He came to what was his own, and his own people did not accept him. But to all who received him, who believed in his name, he gave power to become children of God...And the Word was made flesh and lived among us...full of grace and truth...we have seen his glory, the glory as of a father’s only son...From his fullness we have all received…

The story of Christmas. The story of the Church. Your story and my story.

Get it?!

Saturday, December 25, 2010

The Nativity of Our Savior Jesus Christ


Hymn at Lauds
"A solis ortus cardine" ("From lands that see the sun arise")
  by Coelius Sedulius (5th century)

A solis ortus cardine is part of a venerable musical tradition. The earliest Christian hymns date from the fourth century AD. St. Augustine tell us that his friend, St. Ambrose, began composing metrical Latin songs as a tool in dealing with the Arian heresy and to reinforce orthodox doctrine in the liturgy.  Coelius Sedulius (d. c. 450) composed A solis ortus cardine a generation after Ambrose. The hymn is a well-fashioned example of poetry in Ambrosian style. Despite this classic form, however, Sedulius' text also uses a clever literary idea. Called Paean alphabeticus de Christo by Sedulius, A solis ortus cardine contains an acrostic. First letters of each stanza take successive letters of the alphabet. The use of acrostics was well known in Old Testament Hebrew: for example, the rather long Psalm 119). Musically, an elegantly arched melody in the solemn Phrygian mode sets Sedulius' hymn text, which celebrates the mysteries of the Incarnation and birth of Jesus. Roman Rite churches, as well as those following the Mozarabic (Iberian) rite, quickly adopted A solis ortus cardine into the liturgy. Sedulius' hymn, expressed through Gregorian chant, has now survived for over 15 centuries.

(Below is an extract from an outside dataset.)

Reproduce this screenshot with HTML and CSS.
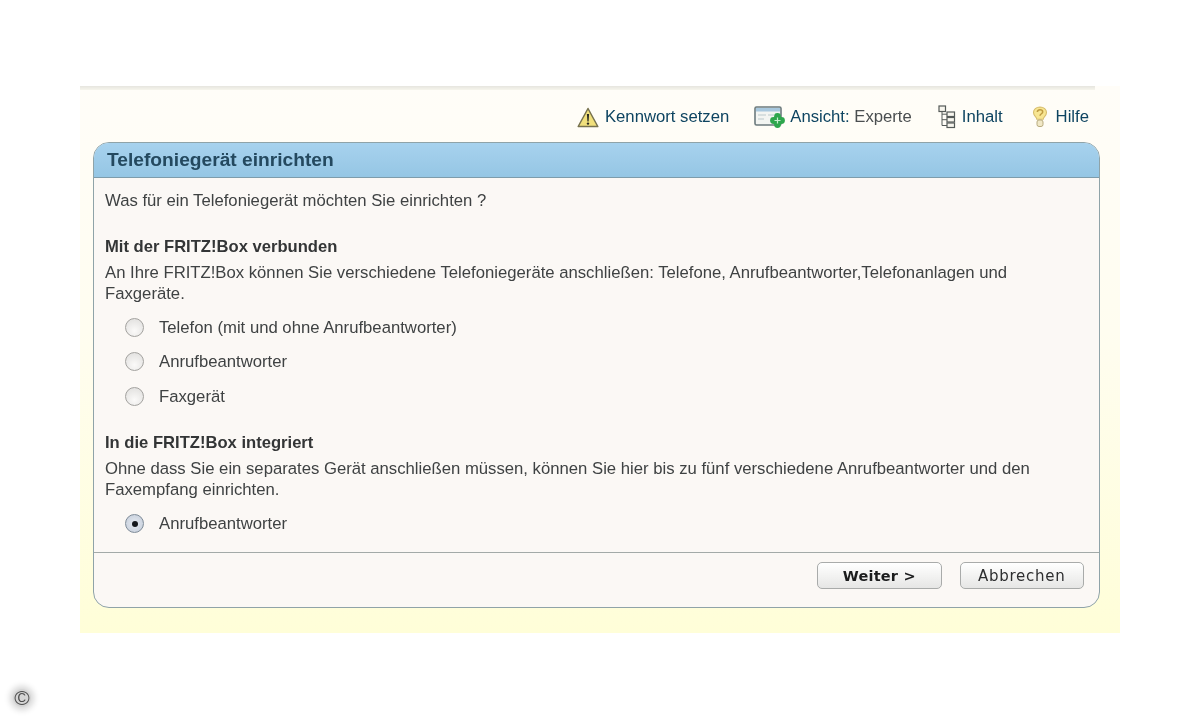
FILE: index.html
```html
<!DOCTYPE html>
<html lang="de">
<head>
<meta charset="utf-8">
<title>Telefoniegerät einrichten</title>
<link rel="stylesheet" href="styles.css">
</head>
<body>
<main class="shell">
  <div class="topline"></div>
  <nav class="toolbar">
    <a class="tool tool-pw">
      <svg width="22" height="21" viewBox="0 0 22 21"><path d="M11 1.500 L20.800 19.500 H1.200 Z" fill="#f1e07c" stroke="#77724e" stroke-width="1.500" stroke-linejoin="round"/><path d="M9.900 7h2.200l-.5 7.500h-1.200z" fill="#2a2a22"/><circle cx="11" cy="16.600" r="1.200" fill="#2a2a22"/></svg>
      <span>Kennwort setzen</span>
    </a>
    <a class="tool tool-view">
      <svg width="31" height="23" viewBox="0 0 31 23"><rect x="1" y="1" width="26" height="18" rx="1.500" fill="#f3f5f2" stroke="#6c7a7d" stroke-width="1.600"/><rect x="2" y="2" width="24" height="3.500" fill="#a8c8de"/><path d="M4 9h8M14 9h6M4 13h6" stroke="#bcc9cb" stroke-width="1.200"/><g fill="#2ea64d"><circle cx="23.500" cy="10.500" r="3.400"/><circle cx="23.500" cy="18.500" r="3.400"/><circle cx="19.500" cy="14.500" r="3.400"/><circle cx="27.500" cy="14.500" r="3.400"/><rect x="20" y="11" width="7" height="7"/></g><path d="M23.500 11.500v6M20.500 14.500h6" stroke="#c9efd0" stroke-width="1.200"/></svg>
      <span class="view-label"><span>Ansicht:</span> <span class="muted">Experte</span></span>
    </a>
    <a class="tool tool-toc">
      <svg width="18" height="24" viewBox="0 0 18 24"><g fill="#f7f5ee" stroke="#555a58" stroke-width="1.200"><rect x="1" y="1" width="6.500" height="5.500"/><rect x="9" y="7" width="7.500" height="4.500"/><rect x="9" y="12.500" width="7.500" height="4.500"/><rect x="9" y="18" width="7.500" height="4.500"/></g><path d="M4 6.500v14h5M4 9.200h5M4 14.700h5" fill="none" stroke="#555a58" stroke-width="1"/></svg>
      <span>Inhalt</span>
    </a>
    <a class="tool tool-help">
      <svg width="16" height="23" viewBox="0 0 16 23"><path d="M8 1c-3.800 0-6.500 2.400-6.500 5.500 0 2.200 1.100 3.300 2.100 4.300.8.800 1.200 1.500 1.200 2.500h6.400c0-1 .4-1.700 1.200-2.500 1-1 2.100-2.100 2.100-4.300C14.500 3.400 11.800 1 8 1z" fill="#f8e692" stroke="#d6bd6e" stroke-width="1.100"/><path d="M5.300 6c.2-1.400 1.300-2.200 2.700-2.200 1.600 0 2.700.9 2.700 2.100 0 1.800-2.700 1.900-2.700 3.900" fill="none" stroke="#c09c42" stroke-width="1.500"/><rect x="5" y="14" width="6" height="6.500" rx="2" fill="#f1e8c6" stroke="#b8ab7e"/></svg>
      <span>Hilfe</span>
    </a>
  </nav>
  <section class="dialog">
    <h1 class="dialog-title">Telefoniegerät einrichten</h1>
    <div class="dialog-body">
      <p class="question">Was für ein Telefoniegerät möchten Sie einrichten ?</p>
      <h2 class="group-title">Mit der FRITZ!Box verbunden</h2>
      <p class="group-text">An Ihre FRITZ!Box können Sie verschiedene Telefoniegeräte anschließen: Telefone, Anrufbeantworter,Telefonanlagen und Faxgeräte.</p>
      <ul class="options">
        <li class="option"><span class="radio"></span>Telefon (mit und ohne Anrufbeantworter)</li>
        <li class="option"><span class="radio"></span>Anrufbeantworter</li>
        <li class="option"><span class="radio"></span>Faxgerät</li>
      </ul>
      <h2 class="group-title group-second">In die FRITZ!Box integriert</h2>
      <p class="group-text">Ohne dass Sie ein separates Gerät anschließen müssen, können Sie hier bis zu fünf verschiedene Anrufbeantworter und den Faxempfang einrichten.</p>
      <ul class="options options-last">
        <li class="option"><span class="radio radio-on"></span>Anrufbeantworter</li>
      </ul>
    </div>
    <footer class="dialog-footer">
      <button class="btn btn-primary" type="button">Weiter &gt;</button>
      <button class="btn" type="button">Abbrechen</button>
    </footer>
  </section>
</main>
<div class="copyright">©</div>
</body>
</html>
```
FILE: styles.css
```css
* { box-sizing: border-box; }
html, body { margin: 0; height: 720px; overflow: hidden; background: #fff; }
body {
  padding: 86px 0 0 0;
  font-family: "Liberation Sans", Arial, sans-serif;
  color: #3f4243;
  filter: blur(.4px);
}
.shell {
  width: 1040px;
  height: 547px;
  margin-left: 80px;
  padding: 0 20px 0 13px;
  background: linear-gradient(#fffdf8 0%, #fffdf0 45%, #fffed8 100%);
}
.topline {
  height: 4px;
  margin: 0 5px 0 -13px;
  background: linear-gradient(#e6e5df, #f6f5ec);
}
.toolbar {
  height: 52px;
  display: flex;
  justify-content: flex-end;
  align-items: center;
  padding: 2px 11px 0 0;
  font-size: 16.700px;
  color: #0e4461;
}
.tool { display: flex; align-items: center; }
.tool-pw { gap: 6px; margin-right: 25px; }
.tool-view { gap: 5px; margin-right: 26px; }
.tool-toc { gap: 6px; margin-right: 29px; }
.tool-help { gap: 8px; }
.muted { color: #4a4e50; }
.dialog {
  height: 466px;
  border: 1px solid #8fa3a8;
  border-radius: 16px;
  background: #fbf8f5;
  display: flex;
  flex-direction: column;
  overflow: hidden;
}
.dialog-title {
  margin: 0;
  height: 35px;
  padding: 0 13px;
  display: flex;
  align-items: center;
  font-size: 19.200px;
  font-weight: bold;
  color: #24495f;
  background: linear-gradient(#a7d2ee, #95c6e4);
  border-bottom: 1px solid #7d9cab;
}
.dialog-body {
  flex: 1;
  padding: 12px 30px 0 11px;
  font-size: 16.700px;
  line-height: 21px;
}
.dialog-body p { margin: 0; }
.question { margin-bottom: 25px !important; }
.group-title { margin: 0 0 5px; font-size: 16.600px; line-height: 21px; font-weight: bold; color: #333536; }
.group-second { margin-top: 18px; }
.options { list-style: none; margin: 6px 0 0; padding: 0 0 0 20px; }
.options-last { margin-top: 7px; }
.option { display: flex; align-items: center; height: 34.500px; gap: 15px; }
.radio {
  width: 19px;
  height: 19px;
  border-radius: 50%;
  border: 1.500px solid #a3a29f;
  background: radial-gradient(circle at 50% 70%, #fbfaf9, #dedddb);
  display: flex;
  align-items: center;
  justify-content: center;
}
.radio-on { border-color: #7f8c99; background: radial-gradient(circle, #e6ebf2, #c2cbd8); }
.radio-on::after { content: ""; width: 6px; height: 6px; border-radius: 50%; background: #15181c; }
.dialog-footer {
  height: 55px;
  border-top: 1px solid #a3aaa8;
  display: flex;
  justify-content: flex-end;
  align-items: flex-start;
  gap: 18px;
  padding: 9px 15px 0 0;
}
.btn {
  width: 124.500px;
  height: 27px;
  padding: 0;
  border: 1px solid #a9abaa;
  border-radius: 5px;
  background: linear-gradient(#fff 0%, #f4f4f3 45%, #e6e6e5 100%);
  font-family: "DejaVu Sans", sans-serif;
  font-size: 15px;
  letter-spacing: .75px;
  color: #2d2e2f;
}
.btn-primary { font-weight: bold; color: #1b1c1d; font-size: 14.500px; letter-spacing: .2px; }
.copyright {
  margin: 56px 0 0 13px;
  width: 18px;
  height: 18px;
  border-radius: 50%;
  background: #d5d5d5;
  box-shadow: 0 0 6px 3px #d6d6d6;
  color: #4e4e4e;
  font-size: 21px;
  line-height: 18px;
  text-align: center;
}
```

From the lands that see the sun arise
To earth’s remotest boundaries,
The Virgin-born to-day we sing,
The Son of Mary, Christ the King.

 Blest Author of this earthly frame,
To take a servant’s form He came,
That, liberating flesh by flesh,
Whom He had made might live afresh.

 In that chaste parent’s holy womb
Celestial grace hath found its home;
And she, as earthly bride unknown,
Yet calls that Offspring blest her own.

 The mansion of the modest breast
Becomes a shrine where God shall rest:
The pure and undefiled one
Conceived in her womb the Son.

 That Son, that Royal Son she bore,
Whom Gabriel’s voice had told afore;
Whom, in His mother yet concealed,
The infant Baptist had revealed.

 The manger and the straw He bore,
The cradle did He not abhor;
By milk in infant portions fed,
Who gives e’en fowls their daily bread.

 The heavenly chorus filled the sky,
The Angels sang to God on high,
What time to shepherds, watching lone,
They made creation’s Shepherd known.

 All honor, laud, and glory be,
O Jesu, Virgin-born to Thee:
All glory, as is ever meet,
To Father and to Paraclete.


Friday, December 24, 2010

The Eve of Christmas

From Sermon XXI, "On the Nativity of Our Lord Jesus Christ", by Pope St. Leo the Great

"My friends, this is the day our Savior was born: let us rejoice and give thanks. This is no season for sadness, this, the birthday of Life. Life removes all fear of death, giving birth to the joy of immortality.

No one is a stranger to this happiness. The same cause for joy is common to us all. No one of us was free from guilt when the Savior removed our chains. His salvation from sin and death was offered to all without exception. Let the saint rejoice who hastens towards heaven; let the sinner rejoice for pardon has been won; let those who feel excluded too rejoice at this untrammelled call to life and freedom.
When the fullness of time had come, chosen in God's inscrutable wisdom, the only Son of God became himself a human being, to realign us with God's plan...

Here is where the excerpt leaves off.